Hindustan Times | By
Sep 03, 2017 12:09 PM IST

Cheeky cross-stitch and pop-feminist embroidery are trending. Is it time for fabric-based works to be taken as seriously as oil on canvas?

Last year, when Donald Trump called Hillary Clinton a ‘Nasty Woman’ at a US presidential debate, he probably didn’t expect that sewing needles would be raised in protest.

Sarah Naqvi sews strips of gauzy material into shapes resembling the clitoris, uses bright red thread to fill in the ‘bloody’ crotch of a piece of woman’s underwear. ‘With every stitch, I hope to challenge misconceptions about embroidery and needlework,’ she says.
Sarah Naqvi sews strips of gauzy material into shapes resembling the clitoris, uses bright red thread to fill in the ‘bloody’ crotch of a piece of woman’s underwear. ‘With every stitch, I hope to challenge misconceptions about embroidery and needlework,’ she says.

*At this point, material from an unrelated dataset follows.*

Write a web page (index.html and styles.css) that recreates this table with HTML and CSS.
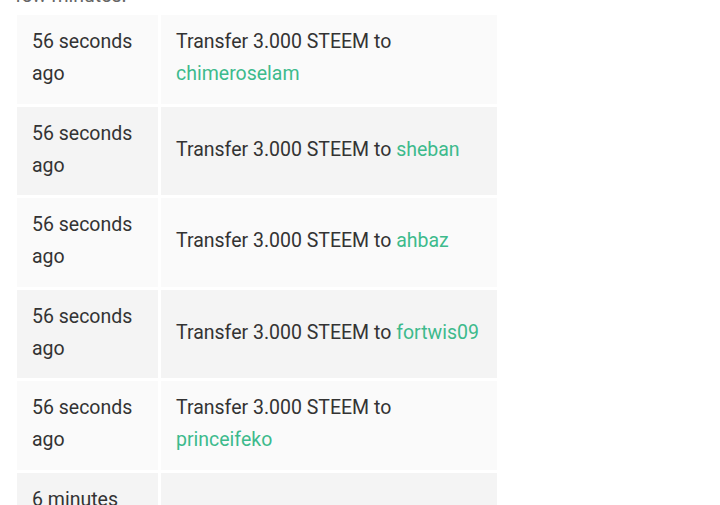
FILE: index.html
```html
<!DOCTYPE html>
<html lang="en">
<head>
  <meta charset="UTF-8" />
  <meta name="viewport" content="width=device-width, initial-scale=1" />
  <title>Wallet history</title>
  <link rel="stylesheet" href="styles.css">
</head>
<body>
  <div class="page">
    <p class="note">few minutes.</p>
    <table class="history">
      <tr>
        <td class="when">56 seconds ago</td>
        <td class="what">Transfer 3.000 STEEM to <a href="#">chimeroselam</a></td>
      </tr>
      <tr>
        <td class="when">56 seconds ago</td>
        <td class="what">Transfer 3.000 STEEM to <a href="#">sheban</a></td>
      </tr>
      <tr>
        <td class="when">56 seconds ago</td>
        <td class="what">Transfer 3.000 STEEM to <a href="#">ahbaz</a></td>
      </tr>
      <tr>
        <td class="when">56 seconds ago</td>
        <td class="what">Transfer 3.000 STEEM to <a href="#">fortwis09</a></td>
      </tr>
      <tr>
        <td class="when">56 seconds ago</td>
        <td class="what">Transfer 3.000 STEEM to <a href="#">princeifeko</a></td>
      </tr>
      <tr>
        <td class="when">6 minutes ago</td>
        <td class="what"></td>
      </tr>
    </table>
  </div>
</body>
</html>
```

FILE: styles.css
```css
body {
  margin: 0;
  font-family: Roboto, "Noto Sans", sans-serif;
  background-color: #fff;
  color: #333;
}
.page {
  margin-top: -20px;
  padding-left: 14px;
  width: 486px;
}
.note {
  margin: 0;
  padding-left: 1px;
  font-size: 19.5px;
  line-height: 32px;
  color: #666;
}
.history {
  border-spacing: 3px;
  width: 486px;
  font-size: 19.5px;
  line-height: 32px;
}
.history td {
  padding: 11px 14px 13.5px 15px;
  vertical-align: middle;
}
.history tr:nth-child(odd) td {
  background-color: #fafafa;
}
.history tr:nth-child(even) td {
  background-color: #f4f4f4;
}
.when {
  width: 112px;
}
.what a {
  color: #3dba8c;
  text-decoration: none;
}
```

The term ended up on posters, T-shirts and, surprisingly, in embroidery hoops. Women cross-stitched the phrase on subversively decorative wall hangings. On Instagram, décor sites, and craft platforms such as Etsy, feminist embroidery is now a distinct category.

Pastel cross-stitch works declare ‘A Woman’s Place is in the Revolution’. Satin-stitched, stretch-marked breasts and menstrual blood highlight body-positivity.

In India, contemporary artists have been using thread and fabric in dramatic, inventive ways. Embroidered storyboards tell tales of Partition; lace turns into genitalia; stitches become a metaphor for memory; needlework incorporates multiple histories.

And yet, many artists lament that the medium remains dismissed as a domestic craft rather than art in its own right.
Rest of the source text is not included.